Given material »
%%
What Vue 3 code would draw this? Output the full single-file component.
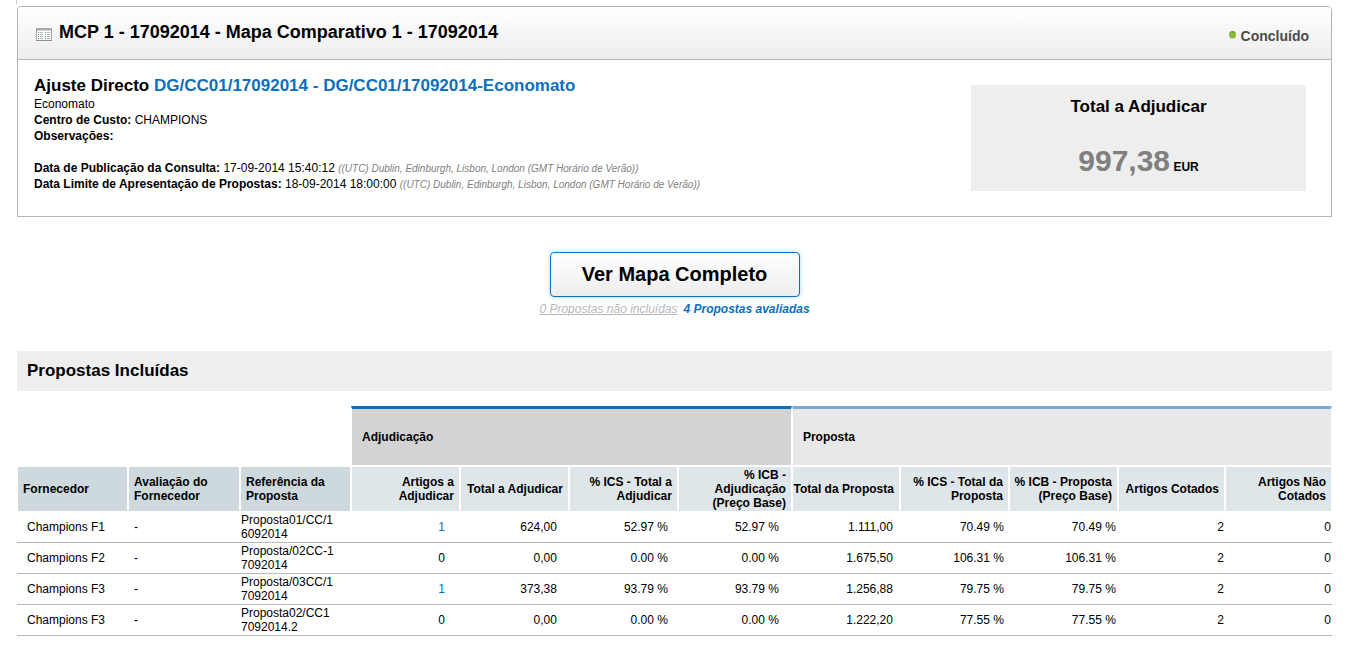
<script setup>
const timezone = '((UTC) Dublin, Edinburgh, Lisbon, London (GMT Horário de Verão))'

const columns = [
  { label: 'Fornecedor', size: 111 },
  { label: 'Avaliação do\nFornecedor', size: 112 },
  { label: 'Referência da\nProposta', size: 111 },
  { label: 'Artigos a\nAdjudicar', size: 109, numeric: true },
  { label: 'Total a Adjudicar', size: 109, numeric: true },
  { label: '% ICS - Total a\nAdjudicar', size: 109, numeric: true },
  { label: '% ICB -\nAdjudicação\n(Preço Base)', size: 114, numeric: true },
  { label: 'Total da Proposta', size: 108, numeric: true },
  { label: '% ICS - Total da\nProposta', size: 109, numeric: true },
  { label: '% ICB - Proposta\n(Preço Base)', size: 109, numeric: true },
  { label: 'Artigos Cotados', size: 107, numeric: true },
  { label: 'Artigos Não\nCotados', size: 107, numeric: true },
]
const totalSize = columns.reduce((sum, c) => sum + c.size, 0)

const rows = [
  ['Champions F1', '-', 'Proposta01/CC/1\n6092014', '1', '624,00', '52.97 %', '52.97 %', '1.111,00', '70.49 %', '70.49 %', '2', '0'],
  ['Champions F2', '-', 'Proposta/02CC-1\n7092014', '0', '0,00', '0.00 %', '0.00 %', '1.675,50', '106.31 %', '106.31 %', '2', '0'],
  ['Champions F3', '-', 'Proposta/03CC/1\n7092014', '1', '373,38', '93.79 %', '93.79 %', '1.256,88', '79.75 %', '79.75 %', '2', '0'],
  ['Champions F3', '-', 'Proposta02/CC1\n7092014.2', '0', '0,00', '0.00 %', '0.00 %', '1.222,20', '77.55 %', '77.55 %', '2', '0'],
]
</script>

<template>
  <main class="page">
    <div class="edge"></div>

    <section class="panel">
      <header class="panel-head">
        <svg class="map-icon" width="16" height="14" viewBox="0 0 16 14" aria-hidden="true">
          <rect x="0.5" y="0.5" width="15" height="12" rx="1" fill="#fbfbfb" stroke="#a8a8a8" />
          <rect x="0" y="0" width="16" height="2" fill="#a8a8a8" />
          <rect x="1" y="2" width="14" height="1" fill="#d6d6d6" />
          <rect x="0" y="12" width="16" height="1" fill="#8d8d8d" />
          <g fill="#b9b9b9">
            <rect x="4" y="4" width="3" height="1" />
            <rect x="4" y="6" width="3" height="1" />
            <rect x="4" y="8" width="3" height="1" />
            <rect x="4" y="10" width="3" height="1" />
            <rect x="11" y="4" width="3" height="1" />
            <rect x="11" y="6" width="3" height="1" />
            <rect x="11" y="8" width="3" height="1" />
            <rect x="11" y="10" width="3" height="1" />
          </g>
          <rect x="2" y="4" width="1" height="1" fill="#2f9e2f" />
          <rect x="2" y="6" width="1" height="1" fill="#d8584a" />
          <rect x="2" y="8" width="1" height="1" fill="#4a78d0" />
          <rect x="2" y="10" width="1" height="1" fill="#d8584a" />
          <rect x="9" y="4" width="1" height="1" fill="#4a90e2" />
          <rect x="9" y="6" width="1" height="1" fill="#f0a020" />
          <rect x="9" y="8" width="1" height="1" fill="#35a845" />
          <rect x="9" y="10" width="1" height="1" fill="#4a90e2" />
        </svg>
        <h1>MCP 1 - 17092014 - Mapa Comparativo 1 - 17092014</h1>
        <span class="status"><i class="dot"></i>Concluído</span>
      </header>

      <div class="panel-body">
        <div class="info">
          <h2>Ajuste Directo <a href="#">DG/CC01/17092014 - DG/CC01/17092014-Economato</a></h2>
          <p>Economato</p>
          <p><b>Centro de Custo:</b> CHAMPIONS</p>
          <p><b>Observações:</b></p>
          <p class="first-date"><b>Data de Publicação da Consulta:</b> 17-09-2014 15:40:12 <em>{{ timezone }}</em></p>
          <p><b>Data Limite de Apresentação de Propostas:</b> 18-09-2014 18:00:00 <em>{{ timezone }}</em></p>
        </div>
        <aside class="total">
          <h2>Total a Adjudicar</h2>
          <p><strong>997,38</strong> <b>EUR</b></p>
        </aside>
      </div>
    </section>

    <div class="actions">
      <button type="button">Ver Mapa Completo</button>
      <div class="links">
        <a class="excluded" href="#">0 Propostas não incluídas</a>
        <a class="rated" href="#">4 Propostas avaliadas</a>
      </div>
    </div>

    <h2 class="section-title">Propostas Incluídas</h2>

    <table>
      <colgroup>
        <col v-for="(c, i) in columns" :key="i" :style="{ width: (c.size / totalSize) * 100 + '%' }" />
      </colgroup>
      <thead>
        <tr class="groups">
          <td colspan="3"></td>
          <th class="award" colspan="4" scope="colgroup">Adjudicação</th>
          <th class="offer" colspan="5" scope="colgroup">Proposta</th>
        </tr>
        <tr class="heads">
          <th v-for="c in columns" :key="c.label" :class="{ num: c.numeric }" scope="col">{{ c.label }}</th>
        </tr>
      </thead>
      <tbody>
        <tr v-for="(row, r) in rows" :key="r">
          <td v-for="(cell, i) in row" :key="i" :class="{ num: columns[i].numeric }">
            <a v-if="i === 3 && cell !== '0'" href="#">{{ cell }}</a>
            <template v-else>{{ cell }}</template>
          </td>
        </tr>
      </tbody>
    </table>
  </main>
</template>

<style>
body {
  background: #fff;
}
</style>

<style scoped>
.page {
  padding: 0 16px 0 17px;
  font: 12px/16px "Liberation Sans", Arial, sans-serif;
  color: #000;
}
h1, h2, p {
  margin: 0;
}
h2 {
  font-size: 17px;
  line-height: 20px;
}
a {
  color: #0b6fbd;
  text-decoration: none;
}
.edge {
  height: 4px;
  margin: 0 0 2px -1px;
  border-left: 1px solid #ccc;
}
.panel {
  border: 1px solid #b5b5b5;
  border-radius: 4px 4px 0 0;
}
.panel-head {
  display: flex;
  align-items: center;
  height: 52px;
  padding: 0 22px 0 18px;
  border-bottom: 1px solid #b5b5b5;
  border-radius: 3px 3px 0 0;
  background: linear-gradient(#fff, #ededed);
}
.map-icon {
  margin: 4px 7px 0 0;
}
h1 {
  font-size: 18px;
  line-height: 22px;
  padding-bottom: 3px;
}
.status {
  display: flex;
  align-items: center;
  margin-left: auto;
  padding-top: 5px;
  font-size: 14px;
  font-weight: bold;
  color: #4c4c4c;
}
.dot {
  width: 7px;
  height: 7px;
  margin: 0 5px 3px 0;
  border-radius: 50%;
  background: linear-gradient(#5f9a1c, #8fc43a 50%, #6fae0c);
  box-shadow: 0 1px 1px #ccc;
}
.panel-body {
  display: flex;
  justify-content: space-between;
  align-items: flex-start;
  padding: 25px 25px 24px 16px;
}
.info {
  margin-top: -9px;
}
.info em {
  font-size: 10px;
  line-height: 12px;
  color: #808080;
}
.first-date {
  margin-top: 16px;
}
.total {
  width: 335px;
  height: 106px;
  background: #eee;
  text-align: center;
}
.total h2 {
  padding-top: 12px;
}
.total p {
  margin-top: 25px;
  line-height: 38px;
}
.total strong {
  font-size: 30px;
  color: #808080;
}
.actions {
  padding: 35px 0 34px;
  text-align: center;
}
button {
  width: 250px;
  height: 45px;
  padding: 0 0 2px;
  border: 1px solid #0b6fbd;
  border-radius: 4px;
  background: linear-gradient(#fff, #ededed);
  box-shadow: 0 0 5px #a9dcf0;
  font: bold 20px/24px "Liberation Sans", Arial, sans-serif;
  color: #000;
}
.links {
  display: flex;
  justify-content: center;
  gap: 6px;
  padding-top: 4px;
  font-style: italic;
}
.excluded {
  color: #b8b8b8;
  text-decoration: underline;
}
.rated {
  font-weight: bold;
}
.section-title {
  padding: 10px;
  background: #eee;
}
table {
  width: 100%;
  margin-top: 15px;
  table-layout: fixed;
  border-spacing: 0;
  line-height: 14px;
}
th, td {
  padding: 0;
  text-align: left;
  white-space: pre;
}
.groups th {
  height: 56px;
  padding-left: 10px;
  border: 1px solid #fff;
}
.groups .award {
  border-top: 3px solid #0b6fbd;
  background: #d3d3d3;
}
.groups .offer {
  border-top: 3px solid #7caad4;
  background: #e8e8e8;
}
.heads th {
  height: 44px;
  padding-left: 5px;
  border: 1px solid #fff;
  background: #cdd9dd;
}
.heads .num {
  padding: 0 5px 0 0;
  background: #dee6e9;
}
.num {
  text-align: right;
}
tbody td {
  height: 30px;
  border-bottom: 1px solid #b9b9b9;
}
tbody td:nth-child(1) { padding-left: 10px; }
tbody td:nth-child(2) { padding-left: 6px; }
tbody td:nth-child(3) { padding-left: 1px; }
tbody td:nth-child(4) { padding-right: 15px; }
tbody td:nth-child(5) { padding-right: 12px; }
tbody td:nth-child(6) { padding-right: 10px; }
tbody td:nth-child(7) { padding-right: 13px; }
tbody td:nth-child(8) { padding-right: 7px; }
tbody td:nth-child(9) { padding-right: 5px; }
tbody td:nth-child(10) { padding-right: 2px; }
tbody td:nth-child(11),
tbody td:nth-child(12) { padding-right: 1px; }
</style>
%%
What is being asked »
Pictures are excluded: retype only the lines from the beginning of the listing above through the line with "const timezone = '((UTC)", both included.

Completed exercise »
What Vue 3 code would draw this? Output the full single-file component.
<script setup>
const timezone = '((UTC) Dublin, Edinburgh, Lisbon, London (GMT Horário de Verão))'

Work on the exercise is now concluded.